Support: 10,000 to 9900-9850. 9859-9855 is the next real support

Economic Calendar

These are consensus expectations. Our expectations will vary and are discussed in the 'Economy' section.

3-15-04
New York PMI, March (8:30): 25.33 actual, 38.9 expected, 42.05 February.
Industrial production, February (9:15): 0.7% actual, 0.4% expected, 0.8% January.
Capacity utilization, February (9:15): 76.6% actual, 76.4% expected, 76.1% January.

3-16-04
Housing starts, February (8:30): -4.0% (1.855M actual), 1.940M expected, 1.932M January (revised from 1.903M).
Permits, February (8:30): -1.5% (1.903M actua), 1.900M expected, 1.932M January (revised from 1.899M).
FOMC meeting: 2:15 results. Rates unchanged. Layoffs improving but job creation still lagging.

3-17-04
CPI, February (8:30): 0.3% actual, 0.3% expected, 0.5% January
Core CPI: 0.2% actual, 0.1% expected, 0.1% January (revised from 0.2%).

3-18-04
Initial jobless claims (8:30): 366K actual, 345K expected, 342K prior.
Leading economic indicators, February (10:00): 0.0% actual, 0.1% expected, 0.4% January (revised from 0.5%).
Philly Fed, March (12:00): 24.2 actual, 30.0 expected, 31.4 February.
PPI, January: 0.6% actual, 0.4% expected, 0.2% December (revised from 0.3%)
Core PPI, January: 0.3% actual, 0.1% expected, -0.1% December.

SUBSCRIBER QUESTIONS

Q: I've heard that it's not a good idea to short stocks with small floats, but don't really understand how this works. What exactly is the "float" of a stock and what should we be looking for in terms of shorting a stock relative to its float? Thanks for your valuable help.

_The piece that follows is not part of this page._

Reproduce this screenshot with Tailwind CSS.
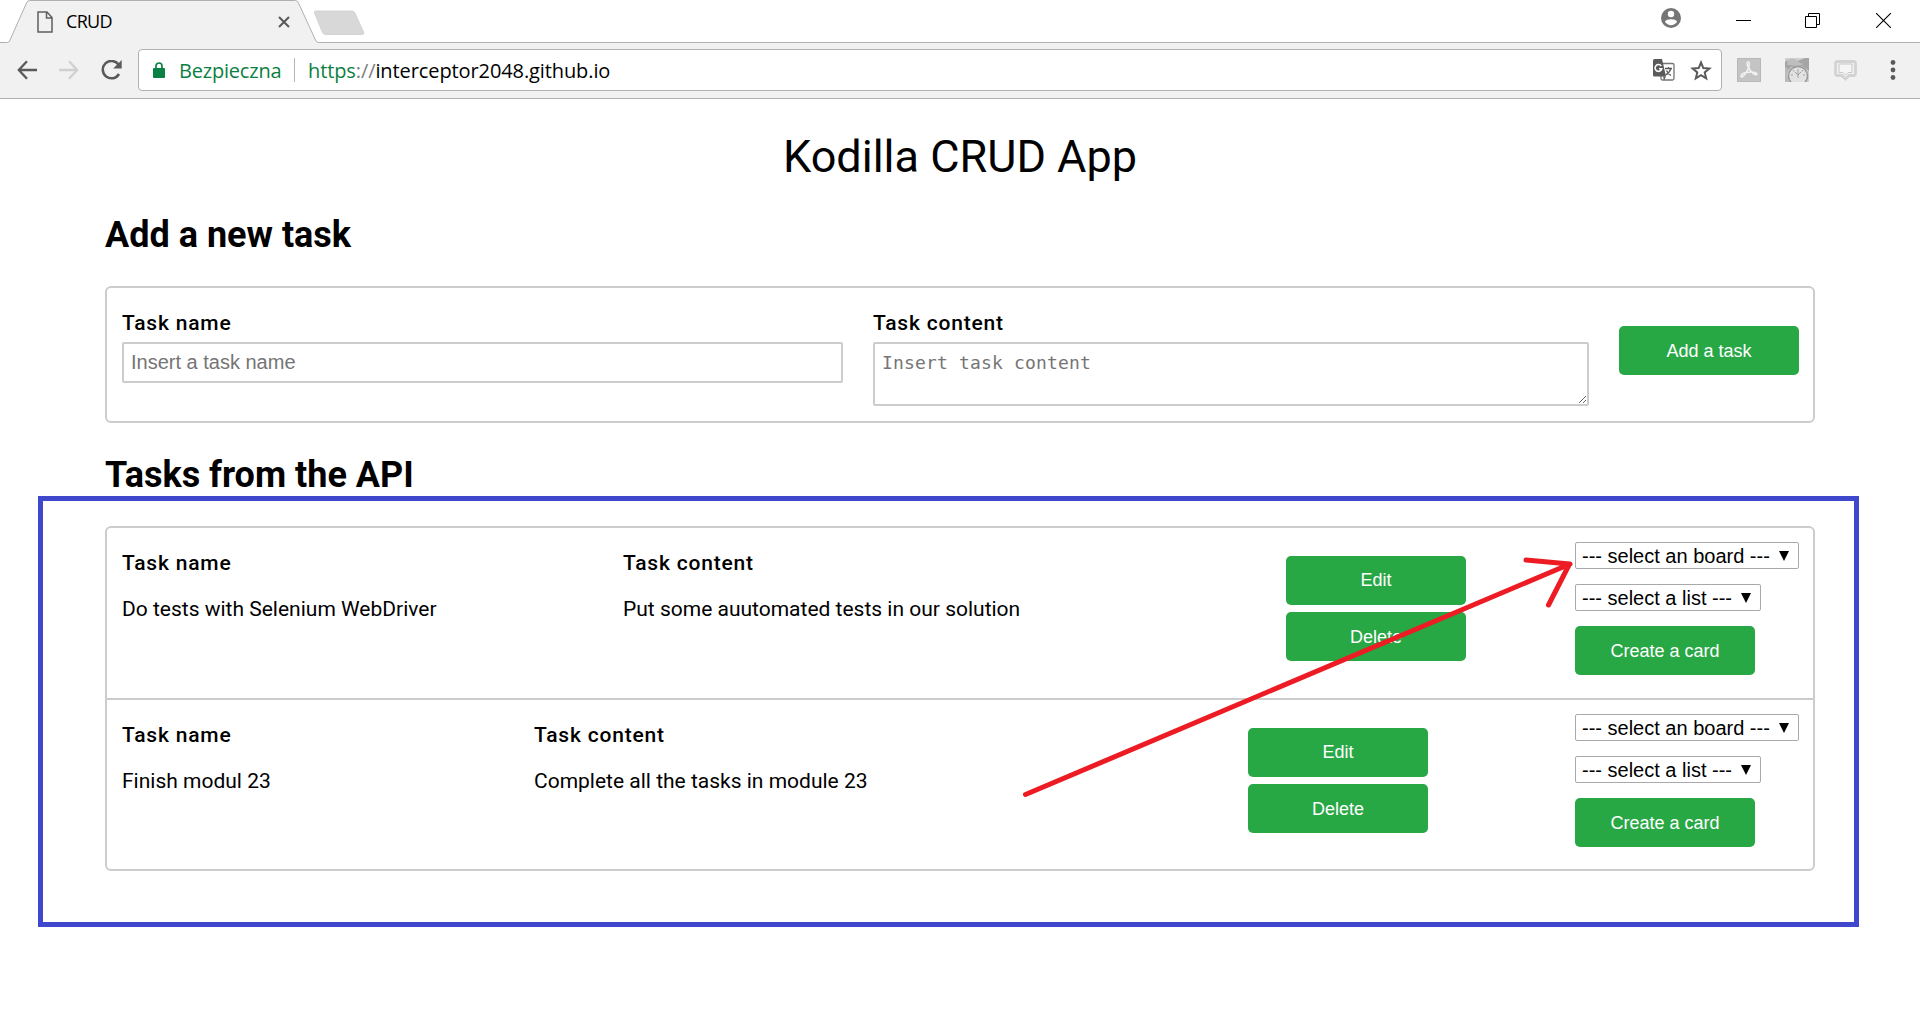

A: A stock's float refers to a company's shares that are freely bought and sold without restrictions in the public, i.e., the number of shares held by the public and available for trading. As the largest proportion of stocks trading on the exchanges, the float consists of regular shares that many of us will hear or read about in the news. [Authorized shares refer to the largest number of shares that a company can issue, whether as public shares or for use within the company only, and the number of these shares is determined when the company is created. Outstanding shares are shares that have actually been issued and includes restricted shares that are usually reserved for employees as part of salary packages or benefits.]

With those definitions established, it also helps to know just what a short squeeze is. As a stock starts to rise quickly, short sellers may try to liquidate (cover) their positions by buying the stock. If enough short sellers are involved, the price gets pushed higher and higher the short squeeze. Consider then the situation with a stock that has a small float, or, a smaller number of unrestricted shares available for public use. With even fewer shares available, it would be harder to get out of the position without the chance of losing more than you would have gained had the stock fallen as hoped.

Before shorting, evaluate how the float and short term influences such as news surrounding a company could affect a position. Since short squeezes tend to occur more often with the stocks of small cap companies with small floats, they would be riskier positions to take for kind of play. The smaller number of available shares exacerbates the situation as short sellers race to close positions as the stock moves higher.